Apa pasal, sehingga bunga asoka ini begitu vital adanya? Sejak saya menempati mukim, setara dengan dua puluh tiga tahun yang lalu, bunga asoka itu sudah ada. Pastinya, ia ditanam bersamaan dengan mulainya masuk mukim, setelah sekian lama bergerilya dengan rumah kontrakan. Begitu bunga asoka ini menunjukkan tajinya, dengan kembangnya yang indah aneka rupa, para tetangga, atau sesiapa saja yang tertarik, sering meminta pada saya, atau pada penghuni mukim lainnya, agar diberikan kembang warna-warni itu. Apatah lagi, jika jelang bulan Ramadan, misalnya, minus tiga hari, hingga hari pertama Ramadan tiba, banyak sekali yang meminta bunga.

Bunga-bunga itu menunjukkan baktinya, dengan cara bersedia dihamburkan di atas pusara, oleh para peziarah yang menziarahi kuburan kerabatnya, khususnya jelang Ramadan. Seperti halnya saat ini, sisa lebih dua puluh hari lagi Ramadan tiba, saya sudah siap-siap bersapa ria dengan para peminta bunga. Syukurlah, kembangnya mulai mekar, padat menggoda. Kini, setiap harinya, beberapa ekor burung pipit sering berkasih-kasihan di sela ranumnya kembang. Pun, ada sepasang burung jalak berani bercinta di antara warna kuning dan merah sang asoka. Saya hanya membatin, sila nikmati mekarnya kembang-kembang itu, saat ini dan di sini. Berkejaranlah dengan waktu, sebab, hari-hari mendatang, para pemburu kembang akan datang memetik bunga merah dan kuning itu.

Suara batin saya menjalar ke alam pikiran. Terlontarlah serupa pikiran, mungkinkah sekaum pipit dan jalak, masih ingin berkasih-kasihan dan bercinta, manakala tak ada bunga yang mekar. Rasa-rasanya percintaan mereka bakal gersang. Karenanya, wahai sekawanan burung, percepatlah musim percintaanmu, sebelum bunga-bunga dipetik, buat menyambung tali silaturahim, antara para peziarah dan kerabatnya di keabadian.

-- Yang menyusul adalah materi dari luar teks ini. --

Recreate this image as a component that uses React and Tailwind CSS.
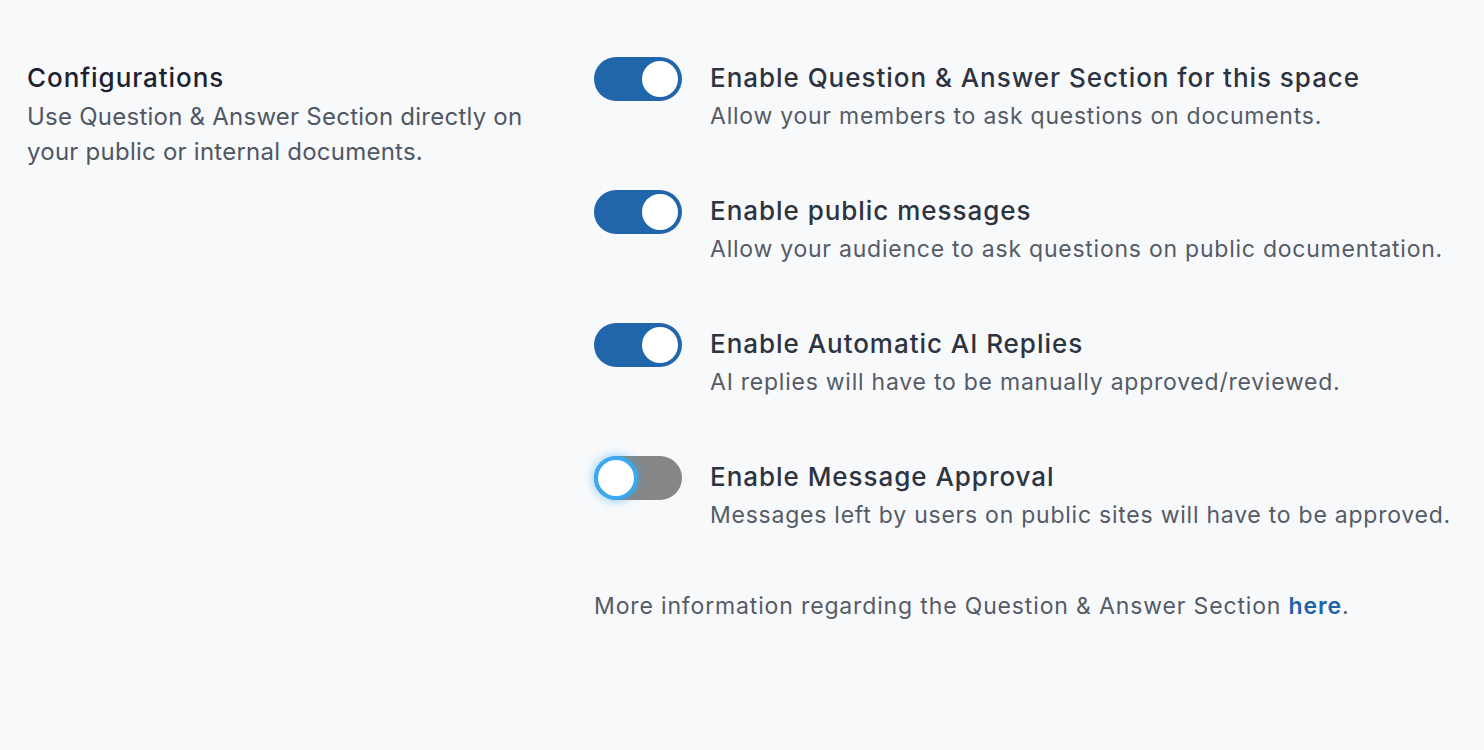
import React, { useState } from 'react';

const settings = [
  {
    id: 'qa',
    title: 'Enable Question & Answer Section for this space',
    description: 'Allow your members to ask questions on documents.',
    on: true,
  },
  {
    id: 'public',
    title: 'Enable public messages',
    description: 'Allow your audience to ask questions on public documentation.',
    on: true,
  },
  {
    id: 'ai',
    title: 'Enable Automatic AI Replies',
    description: 'AI replies will have to be manually approved/reviewed.',
    on: true,
  },
  {
    id: 'approval',
    title: 'Enable Message Approval',
    description: 'Messages left by users on public sites will have to be approved.',
    on: false,
    focused: true,
  },
];

const Toggle = ({ checked, focused, onChange }) => (
  <button
    type="button"
    role="switch"
    aria-checked={checked}
    onClick={onChange}
    className={`relative flex h-[44px] w-[88px] shrink-0 items-center rounded-full px-[4px] ${
      checked ? 'bg-[#2165ab] justify-end' : 'bg-[#878787] justify-start'
    }`}
  >
    <span
      className={`block h-[36px] w-[36px] rounded-full bg-white ${
        focused ? 'ring-[4px] ring-[#3aa9f0] shadow-[0_0_10px_5px_rgba(58,169,240,0.55)]' : ''
      }`}
    />
  </button>
);

export default function App() {
  const [state, setState] = useState(settings);

  const flip = (id) =>
    setState((prev) => prev.map((s) => (s.id === id ? { ...s, on: !s.on } : s)));

  return (
    <div
      className="min-h-[750px] w-full bg-[#f8f9fb] text-[#2d3340]"
      style={{ fontFamily: 'Inter, "Noto Sans", sans-serif' }}
    >
      <div className="flex pt-[57px]">
        {/* Left description */}
        <div className="w-[594px] shrink-0 pl-[27px] pr-[40px]">
          <h2 className="mt-[1px] text-[26px] leading-[40px] font-medium tracking-[0.036em] text-[#1c2230]">
            Configurations
          </h2>
          <p className="mt-[1px] w-[510px] text-[24px] leading-[35px] tracking-[0.01em] text-[#505763]">
            Use Question &amp; Answer Section directly on your public or internal documents.
          </p>
        </div>

        {/* Right settings */}
        <div className="flex flex-col">
          <div className="flex flex-col gap-[56px]">
            {state.map((s) => (
              <div key={s.id} className="flex items-start gap-[28px]">
                <Toggle checked={s.on} focused={s.focused} onChange={() => flip(s.id)} />
                <div className="-mt-[1px]">
                  <div className="text-[26px] leading-[44px] font-medium tracking-[0.037em] text-[#2d3340]">
                    {s.title}
                  </div>
                  <div className="-mt-[2px] text-[23px] leading-[36px] tracking-[0.033em] text-[#555b66]">
                    {s.description}
                  </div>
                </div>
              </div>
            ))}
          </div>
          <p className="mt-[55px] text-[23px] leading-[36px] tracking-[0.037em] text-[#555b66]">
            More information regarding the Question &amp; Answer Section{' '}
            <a href="#" className="font-semibold text-[#1f63a8]">here</a>.
          </p>
        </div>
      </div>
    </div>
  );
}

Bagi saya bukanlah soal, apa bunga-bunga itu sebagai perangsang cinta sekaum burung, atawa penyambung silaturahim pada keabadian. Toh, dua-duanya, merupakan fungsi bakti paripurna dari sekuntum bunga.

Beberapa waktu belakangan ini, anak-anak negeri saya disita energi dan waktunya oleh banjir karangan bunga di Balai Kota dan kawasan Monas Jakarta, serta Mabes Polri, seriuh perbincangan kala banjir melanda Jakarta, persis ributnya sekaum burung yang berkasihan-kasihan dan bercinta di kisaran mekarnya bunga-bunga, pada pekarangan mukim saya. Karangan bunga yang dialamatkan pada Ahok dan Jarot, menuai perdebatan, yang besaran pendapatnya berujung pada mengapresiasi tanda terima kasih itu, tapi tidak sedikit yang mencibirnya sebagai bagian dari pencitraan yang belum tuntas. Yang pasti, pagelaran karangan bunga, yang berjumlah lebih 5000 buah, untuk Ahok-Jarot, diganjar penghargaan rekor Muri, oleh pendiri Museum Rekor Indonesia (Muri), Jaya Suprana, pada katagori Parade Papan Bunga Terpanjang.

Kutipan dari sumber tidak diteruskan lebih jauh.